7. Forms Related to “Underpayment”
- Form 2210: Underpayment of Estimated Tax by Individuals, Estates, and Trusts. This is used to see if you owe a penalty and, in some cases, to ask the IRS to waive it.
- Form 1040-ES: The worksheet used to calculate estimated payments to avoid underpayment.
8. “Underpayment” vs. Related Terms
- Underpayment vs. Tax Gap: The “tax gap” is the total difference between what the IRS is owed by everyone and what it actually collects. “Underpayment” is your specific failure to pay enough during the year.
- Underpayment vs. Delinquency: Underpayment refers to not paying enough during the year; delinquency usually refers to not paying at all or failing to file a return.
9. Related Glossary Terms
- Early distribution
- Bank levy
- High deductible health plan
- Assignment of income doctrine
- Gig economy income
- Taxable termination
- Corporation
- Schedule 3
- Qualified dividend
- Relationship test
10. FAQs About “Underpayment”
Is there a minimum amount before the penalty kicks in?
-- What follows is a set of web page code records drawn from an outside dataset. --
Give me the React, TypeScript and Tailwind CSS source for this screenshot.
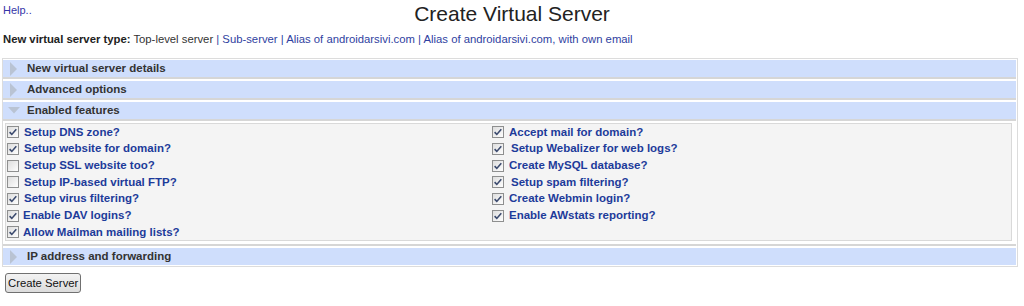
const font = { fontFamily: '"Liberation Sans", Arial, sans-serif' };

function Box({ checked }: { checked: boolean }) {
  return (
    <svg width="12" height="12" viewBox="0 0 12 12" className="shrink-0">
      <defs>
        <linearGradient id="cbg" x1="0" y1="0" x2="1" y2="1">
          <stop offset="0" stopColor="#dcdcdc" />
          <stop offset="1" stopColor="#ffffff" />
        </linearGradient>
      </defs>
      <rect x="0.5" y="0.5" width="11" height="11" fill="url(#cbg)" stroke="#8e8f8f" />
      {checked && (
        <path d="M2.6 6.1 L4.8 8.4 L9.3 3.2" fill="none" stroke="#3b4a6e" strokeWidth="1.6" />
      )}
    </svg>
  );
}

function Arrow({ open }: { open: boolean }) {
  return open ? (
    <svg width="12" height="7" viewBox="0 0 12 7" className="ml-[5px] mr-[7px]">
      <path d="M0 0 L12 0 L6 6.5 Z" fill="#b9c3d3" />
    </svg>
  ) : (
    <svg width="7" height="14" viewBox="0 0 7 14" className="ml-[7px] mr-[10px]">
      <path d="M0 0 L7 7 L0 14 Z" fill="#b9c3d3" />
    </svg>
  );
}

function Bar({ title, open = false }: { title: string; open?: boolean }) {
  return (
    <div className="h-[17px] bg-[#cfdefc] flex items-center">
      <Arrow open={open} />
      <span className="text-[11.5px] font-bold text-[#333]">{title}</span>
    </div>
  );
}

function Opt({ label, checked, shift = 0 }: { label: string; checked: boolean; shift?: number }) {
  return (
    <div className="h-[16.67px] flex items-center gap-[5px]">
      <Box checked={checked} />
      <span
        className={
          "text-[11.5px] font-bold text-[#1d3b9a] " + (shift === 1 ? "ml-[2px]" : shift === -1 ? "-ml-px" : "")
        }
      >
        {label}
      </span>
    </div>
  );
}

export default function App() {
  const left: [string, boolean, number][] = [
    ["Setup DNS zone?", true, 0],
    ["Setup website for domain?", true, 0],
    ["Setup SSL website too?", false, 0],
    ["Setup IP-based virtual FTP?", false, 0],
    ["Setup virus filtering?", true, 0],
    ["Enable DAV logins?", true, -1],
    ["Allow Mailman mailing lists?", true, -1],
  ];
  const right: [string, boolean, number][] = [
    ["Accept mail for domain?", true, 0],
    ["Setup Webalizer for web logs?", true, 1],
    ["Create MySQL database?", true, 0],
    ["Setup spam filtering?", true, 1],
    ["Create Webmin login?", true, 0],
    ["Enable AWstats reporting?", true, 0],
  ];

  return (
    <div className="w-[1024px] h-[306px] bg-white text-[#222]" style={font}>
      <div className="grid grid-cols-[1fr_auto_1fr] h-[32px]">
        <a className="pl-[3px] pt-[4px] text-[11px] leading-[13px] text-[#3535a8]">Help..</a>
        <h1 className="pt-[2px] text-[21px] leading-[24px] text-[#222]">Create Virtual Server</h1>
        <div />
      </div>
      <div className="pl-[3px] text-[11.3px] leading-[14px]">
        <b className="text-[#222]">New virtual server type:</b>{" "}
        <span className="text-[#333]">Top-level server</span>
        <span className="text-[#2f3f9f]">
          {" | "}Sub-server{" | "}Alias of androidarsivi.com{" | "}Alias of androidarsivi.com, with own email
        </span>
      </div>

      <div className="mt-[12px] ml-[2px] w-[1016px] border border-[#dcdcdc] pr-px">
        <div className="pt-px border-b-2 border-[#d6d6d6]">
          <Bar title="New virtual server details" />
        </div>
        <div className="pt-[2px] border-b-2 border-[#d6d6d6]">
          <Bar title="Advanced options" />
        </div>
        <div className="pt-[2px] border-b-2 border-[#d6d6d6]">
          <Bar title="Enabled features" open />
        </div>
        <div className="pt-[2px] pb-[3px] pl-[2px] pr-[4px] border-b-2 border-[#d6d6d6]">
          <div className="border border-[#d9d9d9] bg-[#f4f4f4] h-[118px] grid grid-cols-[485px_1fr] pl-px">
            <div className="flex flex-col">
              {left.map(([l, c, s]) => (
                <Opt key={l} label={l} checked={c} shift={s} />
              ))}
            </div>
            <div className="flex flex-col">
              {right.map(([l, c, s]) => (
                <Opt key={l} label={l} checked={c} shift={s} />
              ))}
            </div>
          </div>
        </div>
        <div className="pt-[2px] pb-px">
          <Bar title="IP address and forwarding" />
        </div>
      </div>

      <button
        className="mt-[6px] ml-[5px] h-[20px] px-[2px] text-[11.3px] leading-[14px] text-[#111] border border-[#707070] rounded-[3px] bg-gradient-to-b from-[#f3f3f3] to-[#dcdcdc]"
        style={font}
      >
        Create Server
      </button>
    </div>
  );
}
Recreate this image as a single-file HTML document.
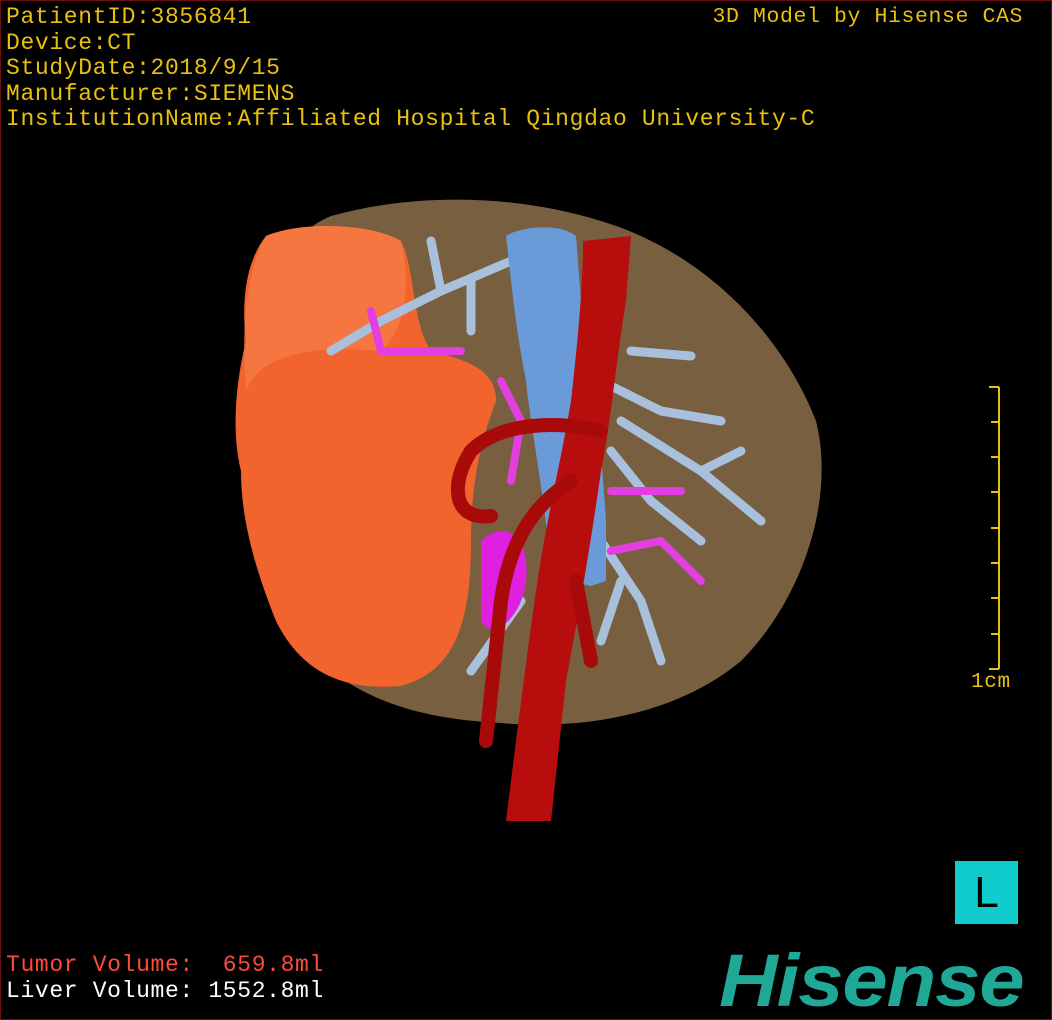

Generally, if you owe less than $1,000 in tax after subtracting your withholding and credits, you won’t owe an underpayment penalty.
Can I get the underpayment penalty waived?
Yes, in certain circumstances like a casualty, disaster, or other unusual event. If you retired or became disabled during the year, you might also qualify for a waiver.
How do I know if I’m underpaying right now?
You can use the IRS Tax Withholding Estimator on the IRS website. It’s a good idea to check this in the summer and fall to make adjustments before the year ends.
Does underpayment affect my credit score?
No, the IRS does not report underpayment or tax debt to credit bureaus. However, a federal tax lien (for very large, unpaid debts) can still cause significant financial problems.
11. Final Takeaway
Underpayment is a common trap, especially for those new to self-employment or investment gains. While it’s easy to focus on the April deadline, the IRS expects you to stay current with your taxes all year long. By understanding the Safe Harbor rules and checking your withholding or estimated payments mid-year, you can avoid the frustration of paying extra penalties and interest to the government.
12. Disclaimer: This article is for general educational purposes only and should not be considered tax, legal, or financial advice. Tax rules can change, and your situation may be different. Consider consulting a qualified tax professional before making tax decisions.